Revisit your budget to include these details.
Step 4: Pick up your tickets.
There are a variety of places to purchase round-the-world plane tickets. I won’t go into them here suffice it to say some are better than others. But certainly don’t stop at the first place you see. Also know that the airlines are not the only game in town. As a matter of fact, my recommendation is unless you’re using airline miles, look elsewhere. The Alliances’ websites may be slick and easy on the eyes but it doesn’t mean you’re doing yourself a favor by using them to buy your tickets. There are numerous rules, restrictions and pigeonholes that aren’t immediately clear but that force into traveling a certain way, and quite unnecessarily. Perhaps get a price from the airlines to set the bar and buy the trip elsewhere.
It’s actually possible to have the ticket purchasing process be fun, not riddled with frustrations, headaches and uncertainties. Choose your patronage based on the following:
- Pleasure of experience
- Gut instinct
Do-it-yourselfers, remember: a couple hundred dollars more spent to have someone else book your tickets may be the difference between unsolveable logistical road snafu and an effortless journey around the world. The choice is up to you.
The best time to buy plane tickets is 4 – 6 months before your departure.

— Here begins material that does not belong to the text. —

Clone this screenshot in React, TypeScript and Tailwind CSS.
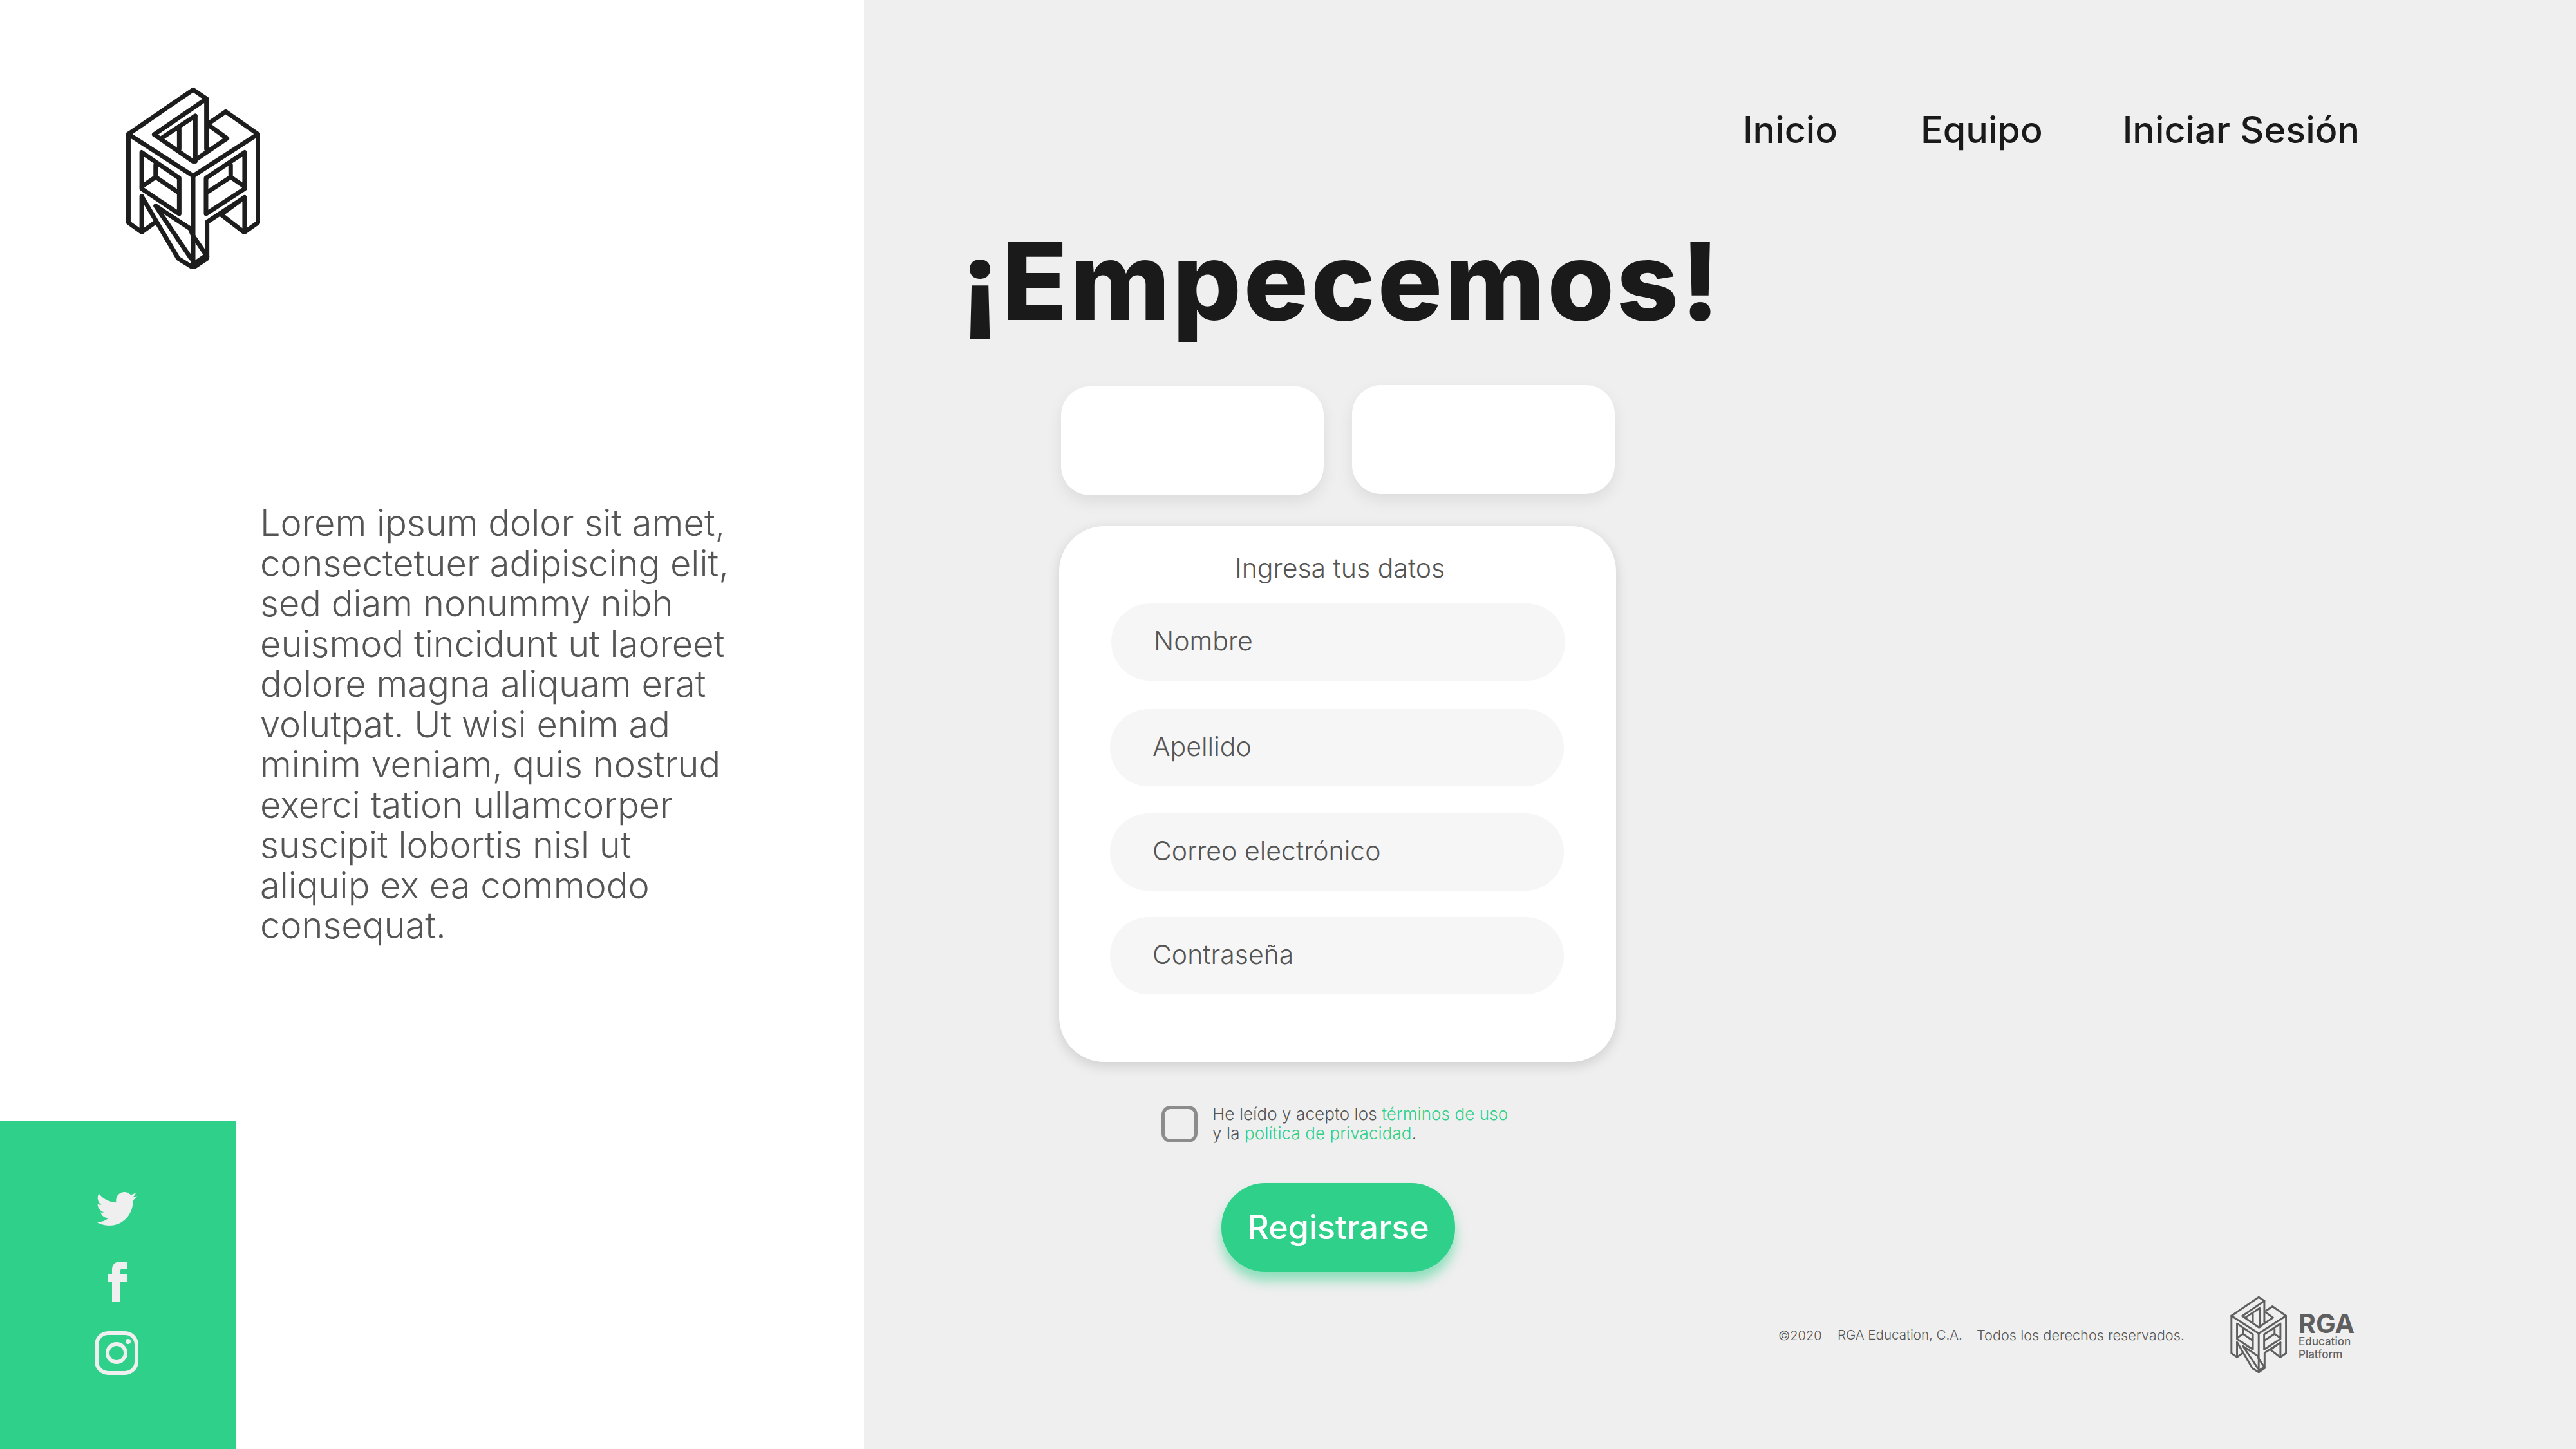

Step 5: Organize your life.
You’re taking the trip, you’ve already decided that. In order to keep everything on track, you’ll need to make sure the time leading up to your departure is spent making smooth transition into your traveling life. I’ll call this your “exit strategy”.
Think of this strategy as a straight line to your departure day, and then think of a puppy trying to walk that line. Every time the puppy strays off the line (due to sparkly objects, the smell of cooking steak, someone trying to make him do tricks) pick him up and put him back on. Always remember, at the end of the line is you getting on the plane!

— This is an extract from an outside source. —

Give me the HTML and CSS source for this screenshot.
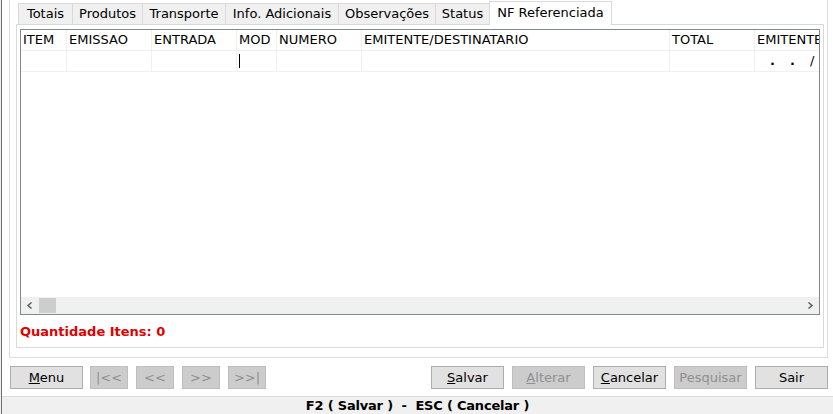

Your exit strategy will function best if you write down a timeline of when you need to do things to get done by the time you leave. A written timeline will make it 100% easier to remember what you’ve forgotten. If you need help putting a timeline together, there are options online.
Some major parts:
- Set up your job sabbatical
- Deal with your pets, house and car.
- Get passports/visas
- Buy plane tickets
Step 6: Book a couple nights of accommodation in the first few cities you’ll be traveling too.
Give yourself smooth arrivals in foreign cities by knowing where you’ll be going when you get off the plane. Book a couple nights accommodations before you leave for the first few cities (you can always extend the stay if the location and price were right) then book accommodations further along as you get better at predicting your needs. It’s probably not a good idea to book stays more than a month or two ahead since things may change dramatically on your itinerary and canceling or changing reservations is often trickier than booking them.
Step 7: Get ready to leave.
This may arguably be the most angst-ridden time you’ve ever known. There are a million things left to do, and that’s okay. You can’t change that. What you can change is your approach to them. If you’ve been using a planning timeline, you should be perfectly set up to slide right into traveling. You’ll have purchased all the items you need to buy, you’ll have set up your vitals for your absence, you’ll have kissed the dog goodbye.
Organization is key, make it a habit and it will help you dramatically once you’re on the road.
That should do it.
Seven steps to get you juiced to start achieving your travel dreams!